→ Instructions to follow
From the first line of the data below through the line bearing "const selectedTab = 1;", reproduce each line exactly; do not include pictures.

→ Data lines
:::

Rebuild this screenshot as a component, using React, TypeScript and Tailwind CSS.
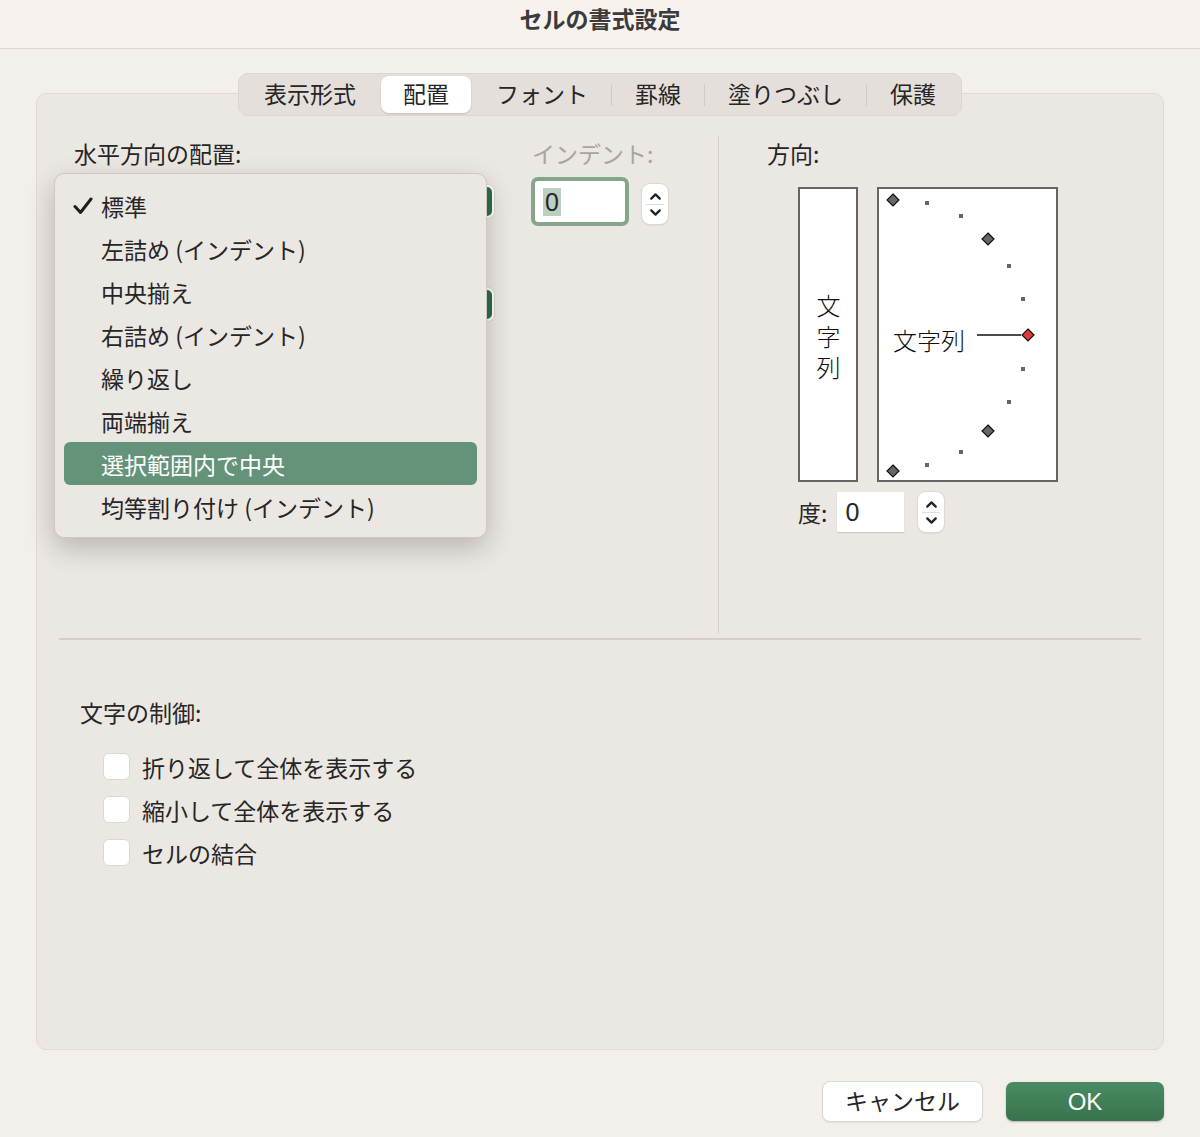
import { ChevronUp, ChevronDown } from 'lucide-react';

const tabs = ['表示形式', '配置', 'フォント', '罫線', '塗りつぶし', '保護'];
const selectedTab = 1;

const menuItems = [
  '標準',
  '左詰め (インデント)',
  '中央揃え',
  '右詰め (インデント)',
  '繰り返し',
  '両端揃え',
  '選択範囲内で中央',
  '均等割り付け (インデント)',
];
const checkedItem = 0;
const hoverItem = 6;

const controls = ['折り返して全体を表示する', '縮小して全体を表示する', 'セルの結合'];

const font = "font-['Noto_Sans_CJK_JP','Noto_Sans',sans-serif]";

const Stepper = () => (
  <div className="w-[26px] h-[40px] rounded-[8px] bg-white shadow-[0_0_0_1px_#ddd8d4,0_1px_2px_rgba(0,0,0,0.15)] flex flex-col items-center justify-center text-[#222]">
    <ChevronUp size={17} strokeWidth={3.2} className="-mb-[1px]" />
    <div className="w-[18px] h-px bg-[#e2ddd9]" />
    <ChevronDown size={17} strokeWidth={3.2} className="-mt-[1px]" />
  </div>
);

const SelectShell = () => (
  <div className="w-[418px] h-[33px] rounded-[7px] bg-white flex justify-end shadow-[0_0_0_1px_#ddd8d4]">
    <div className="w-[22px] h-full rounded-r-[7px] bg-[#2f6e47] border-2 border-white" />
  </div>
);

const Diamond = ({ x, y, fill }: { x: number; y: number; fill: string }) => (
  <polygon
    points={`${x},${y - 6} ${x + 6},${y} ${x},${y + 6} ${x - 6},${y}`}
    fill={fill}
    stroke="#111"
    strokeWidth={1.2}
  />
);

const dots = [
  [48, 14],
  [82, 27],
  [130, 77],
  [144, 110],
  [144, 180],
  [130, 213],
  [82, 263],
  [48, 276],
];

const App = () => {
  return (
    <div className={`w-[1200px] h-[1137px] bg-[#f3efeb] text-[#262626] ${font} flex flex-col`}>
      {/* title bar */}
      <div className="h-[49px] bg-[#f8f2ef] border-b border-[#dcd6d2] flex justify-center pt-[3px]">
        <p className="text-[23px] leading-[30px] font-bold text-[#3b3b3b]">セルの書式設定</p>
      </div>

      {/* panel */}
      <div className="mx-[36px] mt-[44px] h-[957px] rounded-[10px] bg-[#ebe7e3] border border-[#e0dbd7] flex flex-col">
        <div className="flex justify-center -mt-[21px]">
          <div className="flex items-center p-[2px] rounded-[10px] bg-[#e4dfdb] border border-[#dbd6d2]">
            {tabs.map((tab, i) => (
              <div key={tab} className="flex items-center">
                {i > 0 && i !== selectedTab && i - 1 !== selectedTab && (
                  <div className="w-px h-[22px] bg-[#cfcac6]" />
                )}
                <div
                  className={
                    i === selectedTab
                      ? 'h-[37px] px-[22px] mx-[2px] pb-[4px] rounded-[8px] bg-white shadow-[0_1px_2px_rgba(0,0,0,0.15)] flex items-center text-[23px] leading-[30px]'
                      : 'h-[37px] px-[23px] pb-[4px] flex items-center text-[23px] leading-[30px]'
                  }
                >
                  {tab}
                </div>
              </div>
            ))}
          </div>
        </div>

        {/* top section */}
        <div className="flex mt-[20px] h-[497px]">
          <div className="relative w-[682px] border-r border-[#d3cecb] pl-[37px] pt-[2px] flex">
            <div className="w-[458px] flex flex-col">
              <p className="text-[23px] leading-[30px]">水平方向の配置:</p>
              <div className="mt-[17px] ml-[2px]">
                <SelectShell />
              </div>
              <div className="mt-[70px] ml-[2px]">
                <SelectShell />
              </div>
            </div>
            <div className="flex flex-col">
              <p className="text-[23px] leading-[30px] text-[#a8a4a1]">インデント:</p>
              <div className="flex items-start mt-[9px] -ml-px">
                <div className="w-[98px] h-[49px] rounded-[7px] border-[4px] border-[#86a68c] bg-white flex items-center pl-[8px]">
                  <span className="text-[25px] leading-[28px] bg-[#bcd0c2] px-[2px] font-['Liberation_Sans',sans-serif]">0</span>
                </div>
                <div className="ml-[13px] mt-[7px]">
                  <Stepper />
                </div>
              </div>
            </div>

            {/* dropdown popup */}
            <div className="absolute left-[17px] top-[37px] w-[433px] h-[365px] rounded-[10px] bg-[#ebe7e3] border border-[#cdc8c4] shadow-[0_10px_28px_rgba(0,0,0,0.22)] px-[9px] pt-[10px]">
              {menuItems.map((item, i) => (
                <div
                  key={item}
                  className={
                    i === hoverItem
                      ? 'h-[43px] rounded-[6px] bg-[#65937a] text-white flex items-center'
                      : 'h-[43px] flex items-center'
                  }
                >
                  <div className="w-[37px] flex justify-center">
                    {i === checkedItem && (
                      <svg width="20" height="18" viewBox="0 0 20 18">
                        <path d="M2 9.5 L7.5 15.5 L18 2" fill="none" stroke="#1e1e1e" strokeWidth="3" strokeLinecap="round" strokeLinejoin="round" />
                      </svg>
                    )}
                  </div>
                  <span className="text-[23px] leading-[30px]">{item}</span>
                </div>
              ))}
            </div>
          </div>

          <div className="flex-1 pl-[48px] pt-[2px]">
            <p className="text-[23px] leading-[30px]">方向:</p>
            <div className="flex gap-[19px] mt-[19px] ml-[31px]">
              <div className="w-[60px] h-[295px] bg-white border-2 border-[#666] flex items-center justify-center">
                <p className="[writing-mode:vertical-rl] text-[24px] leading-[30px] tracking-[7px] font-light text-[#111] pt-[4px] mt-[8px]">
                  文字列
                </p>
              </div>
              <div className="w-[181px] h-[295px] bg-white border-2 border-[#666]">
                <svg width="177" height="291" viewBox="0 0 177 291">
                  {dots.map(([x, y]) => (
                    <rect key={`${x}-${y}`} x={x - 2} y={y - 2} width="4" height="4" fill="#666" />
                  ))}
                  <Diamond x={14} y={11} fill="#666" />
                  <Diamond x={109} y={50} fill="#666" />
                  <Diamond x={109} y={242} fill="#666" />
                  <Diamond x={14} y={282} fill="#666" />
                  <line x1="98" y1="146" x2="142" y2="146" stroke="#111" strokeWidth="1.5" />
                  <Diamond x={149} y={146} fill="#e03a36" />
                  <text x="14" y="161" fontSize="24" fontWeight="300" fill="#111" fontFamily="Noto Sans CJK JP, sans-serif">
                    文字列
                  </text>
                </svg>
              </div>
            </div>
            <div className="flex items-center mt-[10px] ml-[31px]">
              <span className="text-[23px] leading-[30px]">度:</span>
              <div className="ml-[10px] w-[67px] h-[40px] bg-white shadow-[0_1px_1px_rgba(0,0,0,0.12)] flex items-center pl-[8px]">
                <span className="text-[25px] leading-[28px] font-['Liberation_Sans',sans-serif]">0</span>
              </div>
              <div className="ml-[14px]">
                <Stepper />
              </div>
            </div>
          </div>
        </div>

        {/* bottom section */}
        <div className="mx-[22px] mt-[5px] h-[2px] bg-[#d4cfcb]" />
        <div className="pl-[43px] mt-[57px]">
          <p className="text-[23px] leading-[30px]">文字の制御:</p>
          <div className="flex flex-col mt-[18px] pl-[23px]">
            {controls.map((c) => (
              <div key={c} className="h-[43px] flex items-center gap-[12px]">
                <div className="w-[27px] h-[27px] rounded-[6px] bg-white border border-[#dcd7d3]" />
                <span className="text-[23px] leading-[30px]">{c}</span>
              </div>
            ))}
          </div>
        </div>
      </div>

      {/* buttons */}
      <div className="flex justify-end gap-[24px] mr-[36px] mt-[32px]">
        <button className="w-[159px] h-[39px] pb-[3px] rounded-[7px] bg-white shadow-[0_0_0_1px_#ddd8d4,0_1px_2px_rgba(0,0,0,0.2)] text-[23px] leading-[30px]">
          キャンセル
        </button>
        <button className="w-[158px] h-[39px] rounded-[7px] bg-gradient-to-b from-[#4b8b64] to-[#35744d] text-white text-[24px] leading-[30px] font-['Liberation_Sans',sans-serif] shadow-[0_1px_2px_rgba(0,0,0,0.25)]">
          OK
        </button>
      </div>
    </div>
  );
};

export default App;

:::

→ Answer to this task
Rebuild this screenshot as a component, using React, TypeScript and Tailwind CSS.
import { ChevronUp, ChevronDown } from 'lucide-react';

const tabs = ['表示形式', '配置', 'フォント', '罫線', '塗りつぶし', '保護'];
const selectedTab = 1;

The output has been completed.